╔══

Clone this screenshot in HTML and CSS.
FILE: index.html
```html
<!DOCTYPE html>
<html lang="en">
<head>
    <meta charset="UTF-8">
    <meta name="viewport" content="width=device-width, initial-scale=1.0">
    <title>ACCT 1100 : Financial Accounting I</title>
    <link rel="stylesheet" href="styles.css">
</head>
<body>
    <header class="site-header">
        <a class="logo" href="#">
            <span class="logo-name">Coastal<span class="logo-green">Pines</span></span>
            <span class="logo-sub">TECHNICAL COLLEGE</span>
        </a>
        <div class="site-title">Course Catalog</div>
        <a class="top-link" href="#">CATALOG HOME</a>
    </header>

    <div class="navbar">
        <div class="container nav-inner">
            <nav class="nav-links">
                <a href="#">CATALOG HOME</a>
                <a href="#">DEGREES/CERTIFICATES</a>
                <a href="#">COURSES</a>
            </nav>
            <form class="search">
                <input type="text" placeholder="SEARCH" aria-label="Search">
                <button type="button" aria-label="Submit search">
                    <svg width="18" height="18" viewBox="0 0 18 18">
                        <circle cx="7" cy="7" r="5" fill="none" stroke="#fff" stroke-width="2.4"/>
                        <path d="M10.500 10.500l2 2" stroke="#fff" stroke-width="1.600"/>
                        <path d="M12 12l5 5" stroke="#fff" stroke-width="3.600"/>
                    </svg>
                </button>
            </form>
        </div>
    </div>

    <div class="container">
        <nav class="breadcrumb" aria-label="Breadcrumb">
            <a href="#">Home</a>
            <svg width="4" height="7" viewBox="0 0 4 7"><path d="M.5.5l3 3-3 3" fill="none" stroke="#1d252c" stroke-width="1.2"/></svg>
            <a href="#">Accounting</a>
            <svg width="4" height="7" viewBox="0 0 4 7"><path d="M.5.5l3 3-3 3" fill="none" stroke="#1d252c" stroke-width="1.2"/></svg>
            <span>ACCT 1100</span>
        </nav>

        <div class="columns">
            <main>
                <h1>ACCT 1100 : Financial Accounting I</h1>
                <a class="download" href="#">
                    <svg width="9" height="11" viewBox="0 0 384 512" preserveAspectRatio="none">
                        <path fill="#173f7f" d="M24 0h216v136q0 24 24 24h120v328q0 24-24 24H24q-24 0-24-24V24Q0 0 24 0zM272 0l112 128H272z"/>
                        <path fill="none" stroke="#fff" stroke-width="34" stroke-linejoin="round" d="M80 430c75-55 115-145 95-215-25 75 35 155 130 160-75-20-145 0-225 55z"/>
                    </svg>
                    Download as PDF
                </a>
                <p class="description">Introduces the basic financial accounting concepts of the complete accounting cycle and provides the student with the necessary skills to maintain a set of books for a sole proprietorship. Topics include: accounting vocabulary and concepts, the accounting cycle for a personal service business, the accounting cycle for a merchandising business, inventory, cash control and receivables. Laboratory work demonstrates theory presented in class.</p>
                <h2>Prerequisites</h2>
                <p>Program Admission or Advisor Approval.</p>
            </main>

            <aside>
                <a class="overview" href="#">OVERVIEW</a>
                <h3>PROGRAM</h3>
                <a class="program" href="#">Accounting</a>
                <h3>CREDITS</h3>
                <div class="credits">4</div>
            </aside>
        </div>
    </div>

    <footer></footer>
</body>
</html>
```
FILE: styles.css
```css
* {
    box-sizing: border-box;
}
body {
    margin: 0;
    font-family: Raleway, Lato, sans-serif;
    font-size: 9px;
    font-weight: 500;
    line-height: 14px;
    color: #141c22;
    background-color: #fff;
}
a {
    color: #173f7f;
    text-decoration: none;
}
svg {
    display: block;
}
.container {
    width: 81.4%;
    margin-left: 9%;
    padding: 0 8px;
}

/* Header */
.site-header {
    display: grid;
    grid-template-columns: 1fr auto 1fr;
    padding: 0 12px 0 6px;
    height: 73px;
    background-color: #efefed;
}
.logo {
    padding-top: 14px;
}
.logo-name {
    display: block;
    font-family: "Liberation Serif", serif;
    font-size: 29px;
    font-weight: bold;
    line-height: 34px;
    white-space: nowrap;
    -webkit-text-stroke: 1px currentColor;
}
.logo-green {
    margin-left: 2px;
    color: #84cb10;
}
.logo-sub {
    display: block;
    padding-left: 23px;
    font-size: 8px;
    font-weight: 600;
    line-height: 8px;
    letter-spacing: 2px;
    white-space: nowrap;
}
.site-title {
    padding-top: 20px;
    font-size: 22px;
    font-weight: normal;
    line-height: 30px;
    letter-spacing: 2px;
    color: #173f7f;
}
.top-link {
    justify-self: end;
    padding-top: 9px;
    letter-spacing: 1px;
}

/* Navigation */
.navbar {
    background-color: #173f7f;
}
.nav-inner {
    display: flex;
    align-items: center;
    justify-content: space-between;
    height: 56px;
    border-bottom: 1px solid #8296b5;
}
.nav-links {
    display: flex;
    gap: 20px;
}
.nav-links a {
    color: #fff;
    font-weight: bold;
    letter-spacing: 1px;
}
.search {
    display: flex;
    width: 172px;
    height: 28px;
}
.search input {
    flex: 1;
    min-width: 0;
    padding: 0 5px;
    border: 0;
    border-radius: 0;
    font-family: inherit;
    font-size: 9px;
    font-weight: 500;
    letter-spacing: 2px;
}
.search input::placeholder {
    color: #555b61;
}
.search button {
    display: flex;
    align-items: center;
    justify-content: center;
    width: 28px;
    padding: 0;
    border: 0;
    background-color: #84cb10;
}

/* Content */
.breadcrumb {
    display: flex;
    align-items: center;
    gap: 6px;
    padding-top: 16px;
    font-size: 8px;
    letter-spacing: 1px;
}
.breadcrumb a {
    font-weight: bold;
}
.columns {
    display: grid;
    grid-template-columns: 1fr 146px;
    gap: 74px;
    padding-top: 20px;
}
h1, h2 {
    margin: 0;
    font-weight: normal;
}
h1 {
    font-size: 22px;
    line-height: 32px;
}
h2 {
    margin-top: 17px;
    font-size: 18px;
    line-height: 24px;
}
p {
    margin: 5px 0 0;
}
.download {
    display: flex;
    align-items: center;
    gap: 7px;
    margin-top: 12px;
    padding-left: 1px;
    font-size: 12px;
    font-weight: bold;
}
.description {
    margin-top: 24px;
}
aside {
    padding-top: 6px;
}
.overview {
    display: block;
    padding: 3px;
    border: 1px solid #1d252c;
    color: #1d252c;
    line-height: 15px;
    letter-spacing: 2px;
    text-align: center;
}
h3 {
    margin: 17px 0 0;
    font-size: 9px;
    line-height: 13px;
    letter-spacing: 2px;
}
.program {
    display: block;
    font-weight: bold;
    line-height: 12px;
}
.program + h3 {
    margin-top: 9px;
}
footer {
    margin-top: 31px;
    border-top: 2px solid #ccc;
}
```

╚══

- _The exercise_
Your task is to repeat the data exactly, with nothing left out.

- _Result_
Clone this screenshot in HTML and CSS.
FILE: index.html
```html
<!DOCTYPE html>
<html lang="en">
<head>
    <meta charset="UTF-8">
    <meta name="viewport" content="width=device-width, initial-scale=1.0">
    <title>ACCT 1100 : Financial Accounting I</title>
    <link rel="stylesheet" href="styles.css">
</head>
<body>
    <header class="site-header">
        <a class="logo" href="#">
            <span class="logo-name">Coastal<span class="logo-green">Pines</span></span>
            <span class="logo-sub">TECHNICAL COLLEGE</span>
        </a>
        <div class="site-title">Course Catalog</div>
        <a class="top-link" href="#">CATALOG HOME</a>
    </header>

    <div class="navbar">
        <div class="container nav-inner">
            <nav class="nav-links">
                <a href="#">CATALOG HOME</a>
                <a href="#">DEGREES/CERTIFICATES</a>
                <a href="#">COURSES</a>
            </nav>
            <form class="search">
                <input type="text" placeholder="SEARCH" aria-label="Search">
                <button type="button" aria-label="Submit search">
                    <svg width="18" height="18" viewBox="0 0 18 18">
                        <circle cx="7" cy="7" r="5" fill="none" stroke="#fff" stroke-width="2.4"/>
                        <path d="M10.500 10.500l2 2" stroke="#fff" stroke-width="1.600"/>
                        <path d="M12 12l5 5" stroke="#fff" stroke-width="3.600"/>
                    </svg>
                </button>
            </form>
        </div>
    </div>

    <div class="container">
        <nav class="breadcrumb" aria-label="Breadcrumb">
            <a href="#">Home</a>
            <svg width="4" height="7" viewBox="0 0 4 7"><path d="M.5.5l3 3-3 3" fill="none" stroke="#1d252c" stroke-width="1.2"/></svg>
            <a href="#">Accounting</a>
            <svg width="4" height="7" viewBox="0 0 4 7"><path d="M.5.5l3 3-3 3" fill="none" stroke="#1d252c" stroke-width="1.2"/></svg>
            <span>ACCT 1100</span>
        </nav>

        <div class="columns">
            <main>
                <h1>ACCT 1100 : Financial Accounting I</h1>
                <a class="download" href="#">
                    <svg width="9" height="11" viewBox="0 0 384 512" preserveAspectRatio="none">
                        <path fill="#173f7f" d="M24 0h216v136q0 24 24 24h120v328q0 24-24 24H24q-24 0-24-24V24Q0 0 24 0zM272 0l112 128H272z"/>
                        <path fill="none" stroke="#fff" stroke-width="34" stroke-linejoin="round" d="M80 430c75-55 115-145 95-215-25 75 35 155 130 160-75-20-145 0-225 55z"/>
                    </svg>
                    Download as PDF
                </a>
                <p class="description">Introduces the basic financial accounting concepts of the complete accounting cycle and provides the student with the necessary skills to maintain a set of books for a sole proprietorship. Topics include: accounting vocabulary and concepts, the accounting cycle for a personal service business, the accounting cycle for a merchandising business, inventory, cash control and receivables. Laboratory work demonstrates theory presented in class.</p>
                <h2>Prerequisites</h2>
                <p>Program Admission or Advisor Approval.</p>
            </main>

            <aside>
                <a class="overview" href="#">OVERVIEW</a>
                <h3>PROGRAM</h3>
                <a class="program" href="#">Accounting</a>
                <h3>CREDITS</h3>
                <div class="credits">4</div>
            </aside>
        </div>
    </div>

    <footer></footer>
</body>
</html>
```
FILE: styles.css
```css
* {
    box-sizing: border-box;
}
body {
    margin: 0;
    font-family: Raleway, Lato, sans-serif;
    font-size: 9px;
    font-weight: 500;
    line-height: 14px;
    color: #141c22;
    background-color: #fff;
}
a {
    color: #173f7f;
    text-decoration: none;
}
svg {
    display: block;
}
.container {
    width: 81.4%;
    margin-left: 9%;
    padding: 0 8px;
}

/* Header */
.site-header {
    display: grid;
    grid-template-columns: 1fr auto 1fr;
    padding: 0 12px 0 6px;
    height: 73px;
    background-color: #efefed;
}
.logo {
    padding-top: 14px;
}
.logo-name {
    display: block;
    font-family: "Liberation Serif", serif;
    font-size: 29px;
    font-weight: bold;
    line-height: 34px;
    white-space: nowrap;
    -webkit-text-stroke: 1px currentColor;
}
.logo-green {
    margin-left: 2px;
    color: #84cb10;
}
.logo-sub {
    display: block;
    padding-left: 23px;
    font-size: 8px;
    font-weight: 600;
    line-height: 8px;
    letter-spacing: 2px;
    white-space: nowrap;
}
.site-title {
    padding-top: 20px;
    font-size: 22px;
    font-weight: normal;
    line-height: 30px;
    letter-spacing: 2px;
    color: #173f7f;
}
.top-link {
    justify-self: end;
    padding-top: 9px;
    letter-spacing: 1px;
}

/* Navigation */
.navbar {
    background-color: #173f7f;
}
.nav-inner {
    display: flex;
    align-items: center;
    justify-content: space-between;
    height: 56px;
    border-bottom: 1px solid #8296b5;
}
.nav-links {
    display: flex;
    gap: 20px;
}
.nav-links a {
    color: #fff;
    font-weight: bold;
    letter-spacing: 1px;
}
.search {
    display: flex;
    width: 172px;
    height: 28px;
}
.search input {
    flex: 1;
    min-width: 0;
    padding: 0 5px;
    border: 0;
    border-radius: 0;
    font-family: inherit;
    font-size: 9px;
    font-weight: 500;
    letter-spacing: 2px;
}
.search input::placeholder {
    color: #555b61;
}
.search button {
    display: flex;
    align-items: center;
    justify-content: center;
    width: 28px;
    padding: 0;
    border: 0;
    background-color: #84cb10;
}

/* Content */
.breadcrumb {
    display: flex;
    align-items: center;
    gap: 6px;
    padding-top: 16px;
    font-size: 8px;
    letter-spacing: 1px;
}
.breadcrumb a {
    font-weight: bold;
}
.columns {
    display: grid;
    grid-template-columns: 1fr 146px;
    gap: 74px;
    padding-top: 20px;
}
h1, h2 {
    margin: 0;
    font-weight: normal;
}
h1 {
    font-size: 22px;
    line-height: 32px;
}
h2 {
    margin-top: 17px;
    font-size: 18px;
    line-height: 24px;
}
p {
    margin: 5px 0 0;
}
.download {
    display: flex;
    align-items: center;
    gap: 7px;
    margin-top: 12px;
    padding-left: 1px;
    font-size: 12px;
    font-weight: bold;
}
.description {
    margin-top: 24px;
}
aside {
    padding-top: 6px;
}
.overview {
    display: block;
    padding: 3px;
    border: 1px solid #1d252c;
    color: #1d252c;
    line-height: 15px;
    letter-spacing: 2px;
    text-align: center;
}
h3 {
    margin: 17px 0 0;
    font-size: 9px;
    line-height: 13px;
    letter-spacing: 2px;
}
.program {
    display: block;
    font-weight: bold;
    line-height: 12px;
}
.program + h3 {
    margin-top: 9px;
}
footer {
    margin-top: 31px;
    border-top: 2px solid #ccc;
}
```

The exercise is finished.